Zrinka Stahuljak’s comparative literature course next quarter will cover much of the same subject matter she has taught in years past: a sweeping survey of writing from the Middle Ages to the 17th century.
Comp Lit 2BW will be the first course in the UCLA College Division of Humanities to be built around the Kudu artificial intelligence platform. The textbook: AI-generated. Class assignments: AI-generated. Teaching assistants’ resources: AI-generated.
While that might make it sound like Stahuljak is ceding her wide-ranging expertise to bots, she said the opposite is true. The new technology, she said, will have immediate tangible benefits for her, teaching assistants and — critically — students.

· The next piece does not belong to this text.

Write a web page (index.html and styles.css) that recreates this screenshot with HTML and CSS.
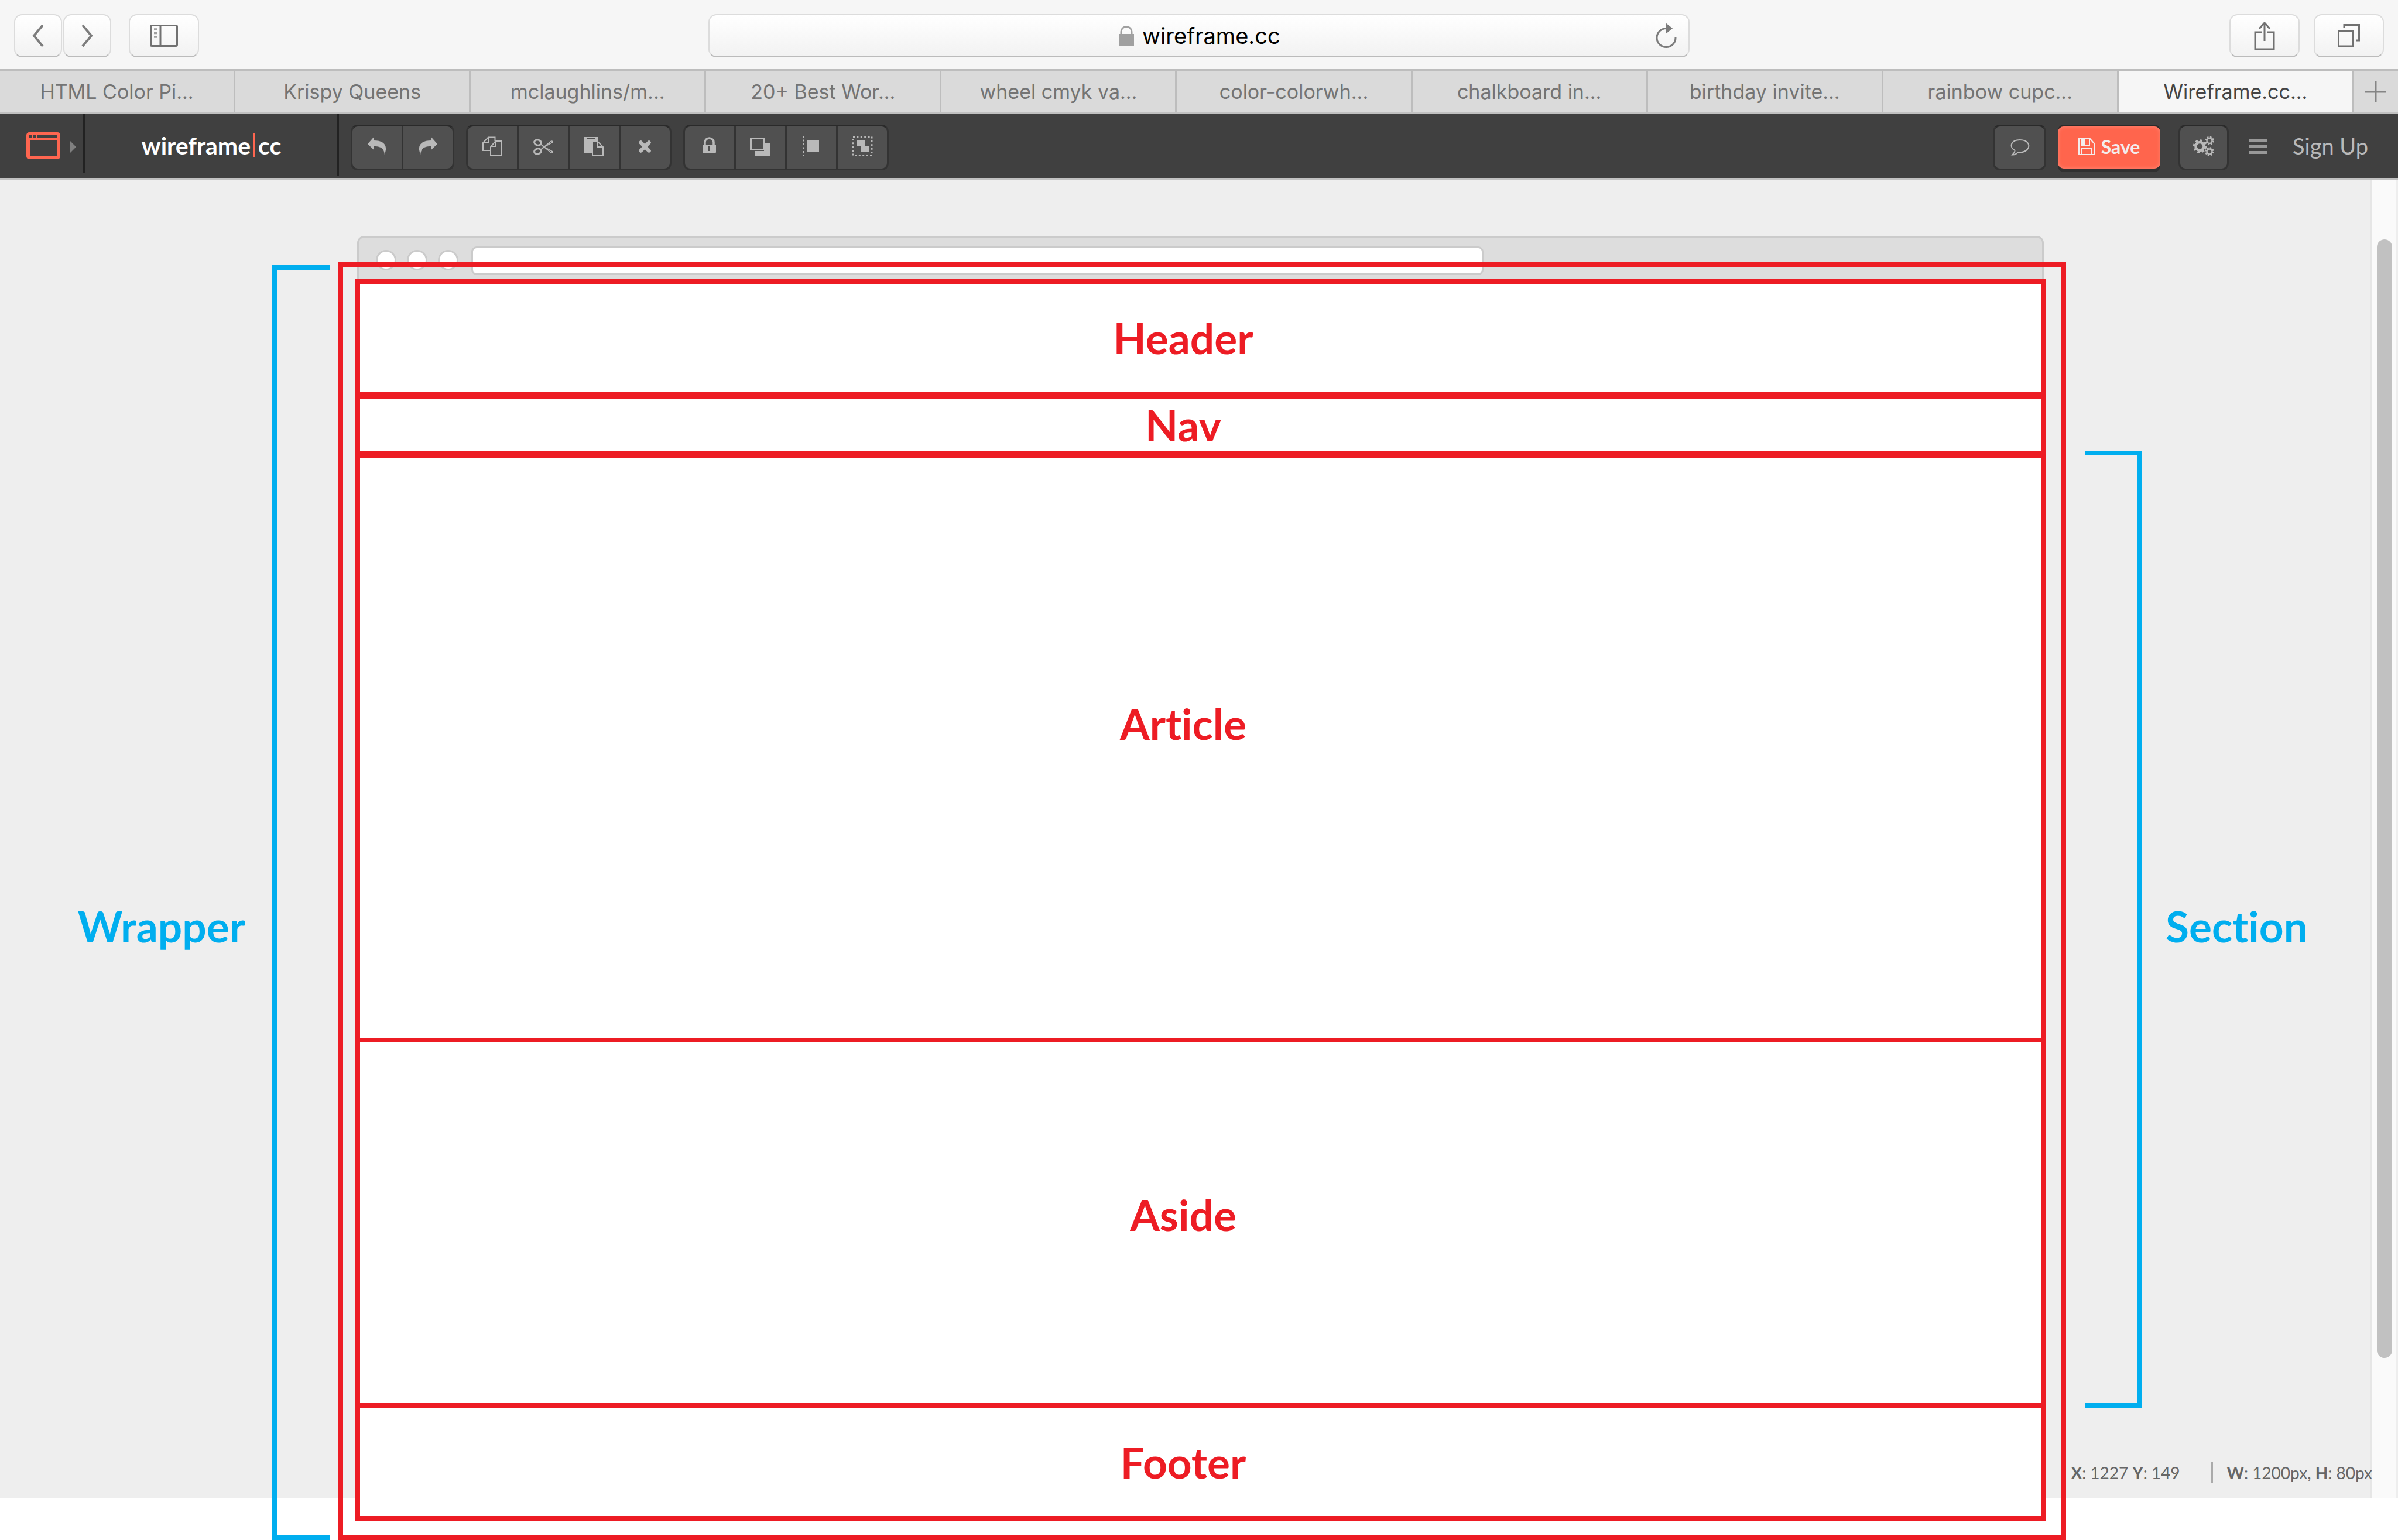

“Because the course is a survey of literature and culture, there’s an arc to what I want students to understand,” said Stahuljak, a professor of comparative literature and of European languages and transcultural studies. “Normally, I would spend lectures contextualizing the material and using visuals to demonstrate the content. But now all of that is in the textbook we generated, and I can actually work with students to read the primary sources and walk them through what it means to analyze and think critically.”
Because Stahuljak can focus on those aspects of teaching during lectures, TAs would in turn be liberated from those tasks and can instead devote more time to helping students with writing assignments — an element of instruction that sometimes receives short shrift in large classes, she said.